## Start Supplied entries
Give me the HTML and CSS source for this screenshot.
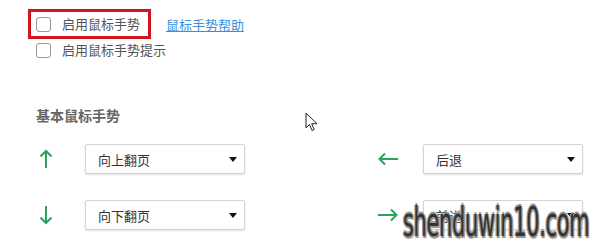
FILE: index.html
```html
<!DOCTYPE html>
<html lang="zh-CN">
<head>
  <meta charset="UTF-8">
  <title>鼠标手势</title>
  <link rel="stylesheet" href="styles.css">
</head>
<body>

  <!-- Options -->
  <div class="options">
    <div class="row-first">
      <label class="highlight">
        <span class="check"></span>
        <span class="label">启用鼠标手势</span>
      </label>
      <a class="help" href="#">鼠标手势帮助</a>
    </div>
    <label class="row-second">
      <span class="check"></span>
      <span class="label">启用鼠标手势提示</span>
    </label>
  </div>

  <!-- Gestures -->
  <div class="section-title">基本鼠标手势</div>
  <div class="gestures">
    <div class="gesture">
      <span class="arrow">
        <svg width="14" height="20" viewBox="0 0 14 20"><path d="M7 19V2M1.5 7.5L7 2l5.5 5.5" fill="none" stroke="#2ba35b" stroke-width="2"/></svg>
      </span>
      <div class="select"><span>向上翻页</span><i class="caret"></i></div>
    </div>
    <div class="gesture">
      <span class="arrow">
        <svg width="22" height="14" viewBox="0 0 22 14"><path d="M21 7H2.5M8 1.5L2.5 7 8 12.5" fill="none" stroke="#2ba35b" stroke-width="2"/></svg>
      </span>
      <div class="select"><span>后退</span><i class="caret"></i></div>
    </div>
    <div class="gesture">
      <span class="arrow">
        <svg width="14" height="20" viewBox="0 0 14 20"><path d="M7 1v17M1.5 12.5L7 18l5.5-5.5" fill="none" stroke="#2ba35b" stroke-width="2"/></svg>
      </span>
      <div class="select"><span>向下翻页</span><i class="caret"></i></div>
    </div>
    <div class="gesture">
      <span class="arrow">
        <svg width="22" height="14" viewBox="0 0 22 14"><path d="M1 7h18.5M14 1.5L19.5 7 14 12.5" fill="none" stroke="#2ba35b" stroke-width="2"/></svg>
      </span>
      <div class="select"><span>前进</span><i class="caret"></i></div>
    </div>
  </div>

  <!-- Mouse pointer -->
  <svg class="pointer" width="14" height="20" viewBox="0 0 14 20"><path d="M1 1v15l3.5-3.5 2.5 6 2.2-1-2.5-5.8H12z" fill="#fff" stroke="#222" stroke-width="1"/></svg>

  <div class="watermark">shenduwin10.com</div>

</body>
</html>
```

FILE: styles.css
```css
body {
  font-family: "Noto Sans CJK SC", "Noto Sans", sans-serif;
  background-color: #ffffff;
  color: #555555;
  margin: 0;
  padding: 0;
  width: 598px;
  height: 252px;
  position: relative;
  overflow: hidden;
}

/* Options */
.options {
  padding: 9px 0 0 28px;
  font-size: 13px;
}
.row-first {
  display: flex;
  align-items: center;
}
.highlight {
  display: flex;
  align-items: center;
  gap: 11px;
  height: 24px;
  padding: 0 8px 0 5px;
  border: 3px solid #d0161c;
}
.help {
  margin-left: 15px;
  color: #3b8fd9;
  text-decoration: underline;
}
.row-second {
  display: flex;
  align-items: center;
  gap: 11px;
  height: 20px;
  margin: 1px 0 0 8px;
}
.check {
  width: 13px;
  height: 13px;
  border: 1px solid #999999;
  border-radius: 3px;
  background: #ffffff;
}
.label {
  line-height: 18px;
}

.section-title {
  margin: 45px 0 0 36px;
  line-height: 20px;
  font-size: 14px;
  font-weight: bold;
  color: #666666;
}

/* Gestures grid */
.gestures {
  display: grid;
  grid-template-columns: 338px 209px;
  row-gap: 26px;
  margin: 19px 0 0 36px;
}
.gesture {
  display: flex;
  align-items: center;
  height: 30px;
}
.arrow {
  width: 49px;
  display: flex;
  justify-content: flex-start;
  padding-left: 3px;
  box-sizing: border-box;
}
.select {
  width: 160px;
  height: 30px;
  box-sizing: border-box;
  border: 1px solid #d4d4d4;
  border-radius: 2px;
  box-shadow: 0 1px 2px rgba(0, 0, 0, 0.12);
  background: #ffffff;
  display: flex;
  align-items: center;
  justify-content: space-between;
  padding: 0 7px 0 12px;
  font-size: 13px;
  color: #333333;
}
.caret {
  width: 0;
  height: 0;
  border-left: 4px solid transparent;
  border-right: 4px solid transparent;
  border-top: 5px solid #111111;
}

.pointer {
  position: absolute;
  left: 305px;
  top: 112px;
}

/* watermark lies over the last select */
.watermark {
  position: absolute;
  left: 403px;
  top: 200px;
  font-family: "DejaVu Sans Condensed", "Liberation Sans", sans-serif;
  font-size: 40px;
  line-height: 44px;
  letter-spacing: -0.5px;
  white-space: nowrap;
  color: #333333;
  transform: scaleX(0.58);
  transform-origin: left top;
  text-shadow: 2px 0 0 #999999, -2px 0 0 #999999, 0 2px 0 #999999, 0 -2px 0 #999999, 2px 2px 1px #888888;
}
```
## End Supplied entries
## Start Supplied entries
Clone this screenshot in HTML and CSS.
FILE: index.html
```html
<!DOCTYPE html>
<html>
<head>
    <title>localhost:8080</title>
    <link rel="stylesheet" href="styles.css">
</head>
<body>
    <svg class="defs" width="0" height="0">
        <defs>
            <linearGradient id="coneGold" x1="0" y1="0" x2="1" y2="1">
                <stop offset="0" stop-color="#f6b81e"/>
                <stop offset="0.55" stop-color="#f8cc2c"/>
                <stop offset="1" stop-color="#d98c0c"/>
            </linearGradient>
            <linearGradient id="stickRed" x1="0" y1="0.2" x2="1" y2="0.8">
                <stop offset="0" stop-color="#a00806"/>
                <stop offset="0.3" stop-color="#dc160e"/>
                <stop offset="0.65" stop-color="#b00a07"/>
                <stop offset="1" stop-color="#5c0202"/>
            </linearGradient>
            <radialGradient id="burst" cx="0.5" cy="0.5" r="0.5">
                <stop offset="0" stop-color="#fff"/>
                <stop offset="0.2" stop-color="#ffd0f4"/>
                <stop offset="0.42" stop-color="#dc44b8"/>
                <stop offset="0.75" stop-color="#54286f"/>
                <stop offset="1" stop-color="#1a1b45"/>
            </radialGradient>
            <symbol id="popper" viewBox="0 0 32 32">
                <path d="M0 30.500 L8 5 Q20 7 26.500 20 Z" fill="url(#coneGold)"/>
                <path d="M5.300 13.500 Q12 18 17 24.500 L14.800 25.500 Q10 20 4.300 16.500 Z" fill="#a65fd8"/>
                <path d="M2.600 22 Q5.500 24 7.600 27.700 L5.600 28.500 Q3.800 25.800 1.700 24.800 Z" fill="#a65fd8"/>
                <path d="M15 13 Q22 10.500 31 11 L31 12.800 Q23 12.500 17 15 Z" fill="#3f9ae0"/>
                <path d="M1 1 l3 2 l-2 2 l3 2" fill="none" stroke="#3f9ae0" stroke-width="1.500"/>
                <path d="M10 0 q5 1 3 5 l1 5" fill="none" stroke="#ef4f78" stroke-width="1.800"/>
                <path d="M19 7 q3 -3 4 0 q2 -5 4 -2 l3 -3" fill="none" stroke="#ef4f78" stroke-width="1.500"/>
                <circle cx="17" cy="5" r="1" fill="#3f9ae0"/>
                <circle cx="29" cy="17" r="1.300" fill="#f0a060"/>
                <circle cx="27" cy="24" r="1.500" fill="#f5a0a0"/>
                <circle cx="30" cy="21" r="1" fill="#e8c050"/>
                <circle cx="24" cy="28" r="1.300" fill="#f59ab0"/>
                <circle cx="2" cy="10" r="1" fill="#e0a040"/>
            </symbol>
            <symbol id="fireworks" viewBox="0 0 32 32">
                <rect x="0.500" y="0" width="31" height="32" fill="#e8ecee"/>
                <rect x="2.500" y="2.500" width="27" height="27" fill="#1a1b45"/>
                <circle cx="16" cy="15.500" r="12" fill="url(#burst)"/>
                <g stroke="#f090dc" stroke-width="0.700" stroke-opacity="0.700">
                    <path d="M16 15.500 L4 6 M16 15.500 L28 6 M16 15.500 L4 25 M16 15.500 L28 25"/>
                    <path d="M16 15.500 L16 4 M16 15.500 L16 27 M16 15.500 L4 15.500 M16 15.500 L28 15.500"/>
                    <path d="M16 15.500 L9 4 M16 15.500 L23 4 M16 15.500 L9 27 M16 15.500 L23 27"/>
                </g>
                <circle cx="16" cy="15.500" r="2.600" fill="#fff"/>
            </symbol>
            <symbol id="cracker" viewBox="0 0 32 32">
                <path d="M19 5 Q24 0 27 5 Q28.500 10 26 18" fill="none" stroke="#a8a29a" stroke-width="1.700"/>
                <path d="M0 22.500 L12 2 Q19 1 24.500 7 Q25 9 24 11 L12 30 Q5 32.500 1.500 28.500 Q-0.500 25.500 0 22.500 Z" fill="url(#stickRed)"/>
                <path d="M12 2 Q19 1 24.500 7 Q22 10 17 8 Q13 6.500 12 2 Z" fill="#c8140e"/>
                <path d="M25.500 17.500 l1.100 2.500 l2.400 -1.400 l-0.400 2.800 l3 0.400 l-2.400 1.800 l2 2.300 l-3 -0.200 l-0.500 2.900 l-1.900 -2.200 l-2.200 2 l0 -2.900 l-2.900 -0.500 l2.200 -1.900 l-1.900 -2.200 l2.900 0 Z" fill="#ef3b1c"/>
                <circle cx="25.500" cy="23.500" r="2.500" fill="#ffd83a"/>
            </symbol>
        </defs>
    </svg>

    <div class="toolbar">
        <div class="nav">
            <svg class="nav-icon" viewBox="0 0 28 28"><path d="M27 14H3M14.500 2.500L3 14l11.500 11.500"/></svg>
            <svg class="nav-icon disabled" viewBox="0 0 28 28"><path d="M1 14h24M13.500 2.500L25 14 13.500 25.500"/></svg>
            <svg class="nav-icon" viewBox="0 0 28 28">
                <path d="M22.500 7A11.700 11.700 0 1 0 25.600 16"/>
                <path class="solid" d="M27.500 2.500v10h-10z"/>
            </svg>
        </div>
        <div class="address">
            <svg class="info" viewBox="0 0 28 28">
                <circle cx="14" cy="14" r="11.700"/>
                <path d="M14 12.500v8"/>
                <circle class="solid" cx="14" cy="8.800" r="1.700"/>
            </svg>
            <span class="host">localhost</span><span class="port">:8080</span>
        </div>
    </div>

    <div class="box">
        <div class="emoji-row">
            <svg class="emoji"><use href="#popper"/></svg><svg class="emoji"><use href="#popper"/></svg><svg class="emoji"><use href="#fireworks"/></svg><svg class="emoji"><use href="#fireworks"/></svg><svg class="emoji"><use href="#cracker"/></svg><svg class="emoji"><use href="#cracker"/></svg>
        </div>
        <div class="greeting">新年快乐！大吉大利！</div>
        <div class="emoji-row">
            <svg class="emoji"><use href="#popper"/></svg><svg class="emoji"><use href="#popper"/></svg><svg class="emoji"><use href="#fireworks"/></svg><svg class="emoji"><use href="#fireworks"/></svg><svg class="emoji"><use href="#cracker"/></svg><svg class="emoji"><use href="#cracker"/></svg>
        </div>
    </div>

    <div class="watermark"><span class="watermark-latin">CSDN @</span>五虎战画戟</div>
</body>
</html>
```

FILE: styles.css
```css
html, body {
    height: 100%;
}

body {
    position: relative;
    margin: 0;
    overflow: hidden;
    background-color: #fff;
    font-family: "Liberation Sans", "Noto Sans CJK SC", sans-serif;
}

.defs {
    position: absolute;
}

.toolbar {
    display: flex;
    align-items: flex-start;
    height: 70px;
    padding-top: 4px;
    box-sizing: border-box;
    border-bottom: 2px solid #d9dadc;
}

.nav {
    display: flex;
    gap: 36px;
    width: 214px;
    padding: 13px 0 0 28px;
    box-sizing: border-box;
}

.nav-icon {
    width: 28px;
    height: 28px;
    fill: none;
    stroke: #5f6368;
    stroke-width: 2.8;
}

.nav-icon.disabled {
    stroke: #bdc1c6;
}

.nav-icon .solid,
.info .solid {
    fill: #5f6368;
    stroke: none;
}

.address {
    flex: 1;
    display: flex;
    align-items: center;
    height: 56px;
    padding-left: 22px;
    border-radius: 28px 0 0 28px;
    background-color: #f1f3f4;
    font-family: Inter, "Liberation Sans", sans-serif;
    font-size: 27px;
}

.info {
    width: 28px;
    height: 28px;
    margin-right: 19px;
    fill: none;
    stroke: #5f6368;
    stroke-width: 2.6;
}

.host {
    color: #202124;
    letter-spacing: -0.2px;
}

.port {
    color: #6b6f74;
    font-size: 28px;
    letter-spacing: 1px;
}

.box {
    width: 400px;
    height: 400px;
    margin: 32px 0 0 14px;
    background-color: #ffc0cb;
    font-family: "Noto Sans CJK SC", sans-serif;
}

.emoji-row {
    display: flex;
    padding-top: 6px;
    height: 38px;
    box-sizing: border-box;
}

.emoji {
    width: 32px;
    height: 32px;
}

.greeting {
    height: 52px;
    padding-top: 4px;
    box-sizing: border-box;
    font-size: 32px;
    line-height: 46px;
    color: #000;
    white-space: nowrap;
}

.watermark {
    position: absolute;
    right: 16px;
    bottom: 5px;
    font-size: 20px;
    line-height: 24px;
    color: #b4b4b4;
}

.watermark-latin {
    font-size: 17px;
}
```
## End Supplied entries
## Work instructions
The answer must consist solely of the number of lines in the entries that contain the word "screenshot".

## Result below
2